Most creative sex scene: the Romeo and Juliet clinch of two puppets from found objects, a sock and bunched-up panties, on a stage strung between two audience volunteers, in SNAFU’s “spicy puppet cabaret” Epidermis Circus. It’s held over at the Fringe starting Tuesday.
What’s the weirdest thing you’ve seen at the Fringe? It’s a question fringers get asked regularly. For me, White Guy on Stage Talking, I think. See above. Twenty-one performance art scenes that theatricalize, in a scrambly, amusingly cheap-theatre way, pretty much everything that makes you crazy or anxious or outraged about modern life. It’s for your brain to put together. The runner-up in weirdness is about creation, too. The Hunchback Variations is all about artistic failure, the continuing and possibly inevitable failure, in 11 minutely adjusted “variations” of the efforts of two of history’s most famous Deaf artists, to create a famously elusive stage effect, from Chekhov’s The Cherry Orchard.
The solo confessional: these require a special kind of theatrical ingenuity to answer the unspoken question ‘why am I on a stage telling you about my life?’ Ellie Heath’s Fake n’ Bake, the story of a life sucked into a vortex of addictions then restored, inhabited a playful stage world. Jon Paterson’s How I Met My Mother is a personal invitation into a theatre named after the mother who saw him through his bad-ass teen years. Paterson, a Fringe veteran of 25 years standing, tells the story of a theatre artist in search of redemption who reinvents himself, improbably, as a care-giver for his mother who’s declining into dementia.
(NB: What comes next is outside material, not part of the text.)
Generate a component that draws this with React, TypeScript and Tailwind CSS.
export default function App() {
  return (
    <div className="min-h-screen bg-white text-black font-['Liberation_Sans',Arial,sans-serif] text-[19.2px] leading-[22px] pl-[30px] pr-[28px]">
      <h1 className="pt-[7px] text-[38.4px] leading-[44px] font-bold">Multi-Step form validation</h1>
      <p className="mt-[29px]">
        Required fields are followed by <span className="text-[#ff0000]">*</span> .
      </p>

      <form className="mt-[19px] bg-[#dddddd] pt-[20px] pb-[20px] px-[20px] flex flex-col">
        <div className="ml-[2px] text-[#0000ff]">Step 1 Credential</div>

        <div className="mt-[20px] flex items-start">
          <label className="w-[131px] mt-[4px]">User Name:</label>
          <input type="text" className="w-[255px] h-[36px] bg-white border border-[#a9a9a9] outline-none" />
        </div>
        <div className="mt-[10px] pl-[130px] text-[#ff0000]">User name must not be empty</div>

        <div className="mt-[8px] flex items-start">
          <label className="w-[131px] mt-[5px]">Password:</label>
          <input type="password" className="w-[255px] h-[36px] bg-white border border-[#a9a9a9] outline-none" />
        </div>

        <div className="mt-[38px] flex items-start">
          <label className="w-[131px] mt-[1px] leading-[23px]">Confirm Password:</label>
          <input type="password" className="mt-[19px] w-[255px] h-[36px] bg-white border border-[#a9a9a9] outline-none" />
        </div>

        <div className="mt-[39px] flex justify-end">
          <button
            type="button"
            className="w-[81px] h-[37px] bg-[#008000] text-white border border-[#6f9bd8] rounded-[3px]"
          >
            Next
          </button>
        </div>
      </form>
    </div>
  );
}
Welcome discovery: I hadn’t known about Georgia Stitt and her Alphabet City Cycle till I saw Dreamers Cantata, one of my favourite Fringe shows. Such clever, challenging funny and insightful songs, part of the Plain Jane Theatre Company’s new revue Dreamers Cantata, curated from contemporary musical theatre innovators. Beautifully delivered by young triple-threats who sizzle. See below.
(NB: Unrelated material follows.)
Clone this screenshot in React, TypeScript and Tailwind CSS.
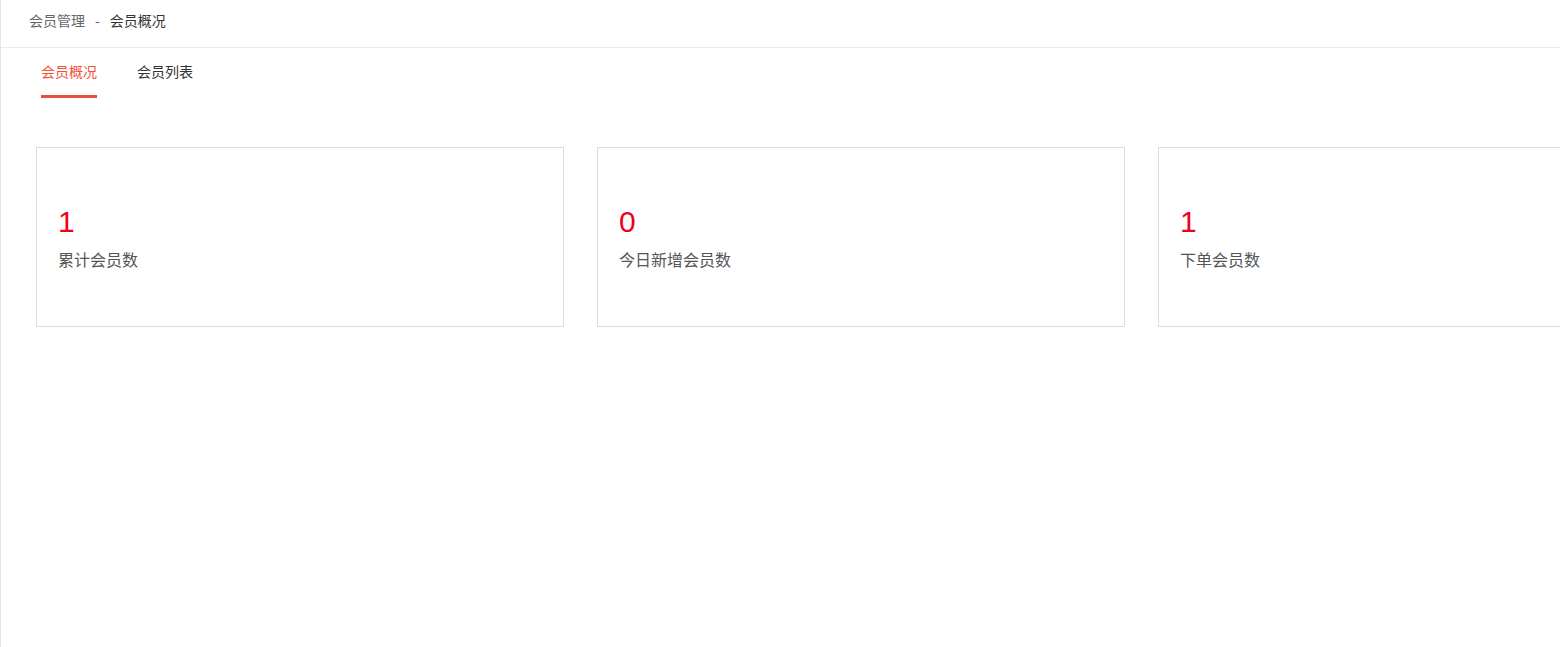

Most startling, possibly unwelcome, discovery: Wouldn’t you know it? Bots can actually write plays (Plays By Bots, written by a bot named Dramatron and acted by the improvisers of Rapid Fire Theatre, was pretty funny, in a deadpan sort of way. Geez. Is nothing sacred?
New talent: young artists I hadn’t seen before (a long list, among them Sydney Williams (Pressure, by up-and-comer Amanda Samuelson), Miracle Mopera and Kyra Gusdal (Mules), Alanna McPherson along with her castmates Bella King and Larissa Poho (Dreamers Cantata).
The starting continuity of the Fringe presence in this theatre town: Kevin Sutley directed the 2006 premiere of Mules, starring the co-playwrights. And he directed this 2022 Fringe revival, with young artists. Jana O’Connor, the new head of Lit Fest, was the stage manager of the 2003 premiere of The Margin of the Sky. She’s one of the quartet of actors in Teatro La Quindicina’s Fringe farewell revival of the Stewart Lemoine comedy.
Theatre is lucky; we have some great piano players in this town: Daniel Belland (The Pansy Cabaret), Simon Abbott (thunder)CATS), Michael Clark (Conjoined), Steven Greenfield (Dreamers Cantata) among them. Just sayin’.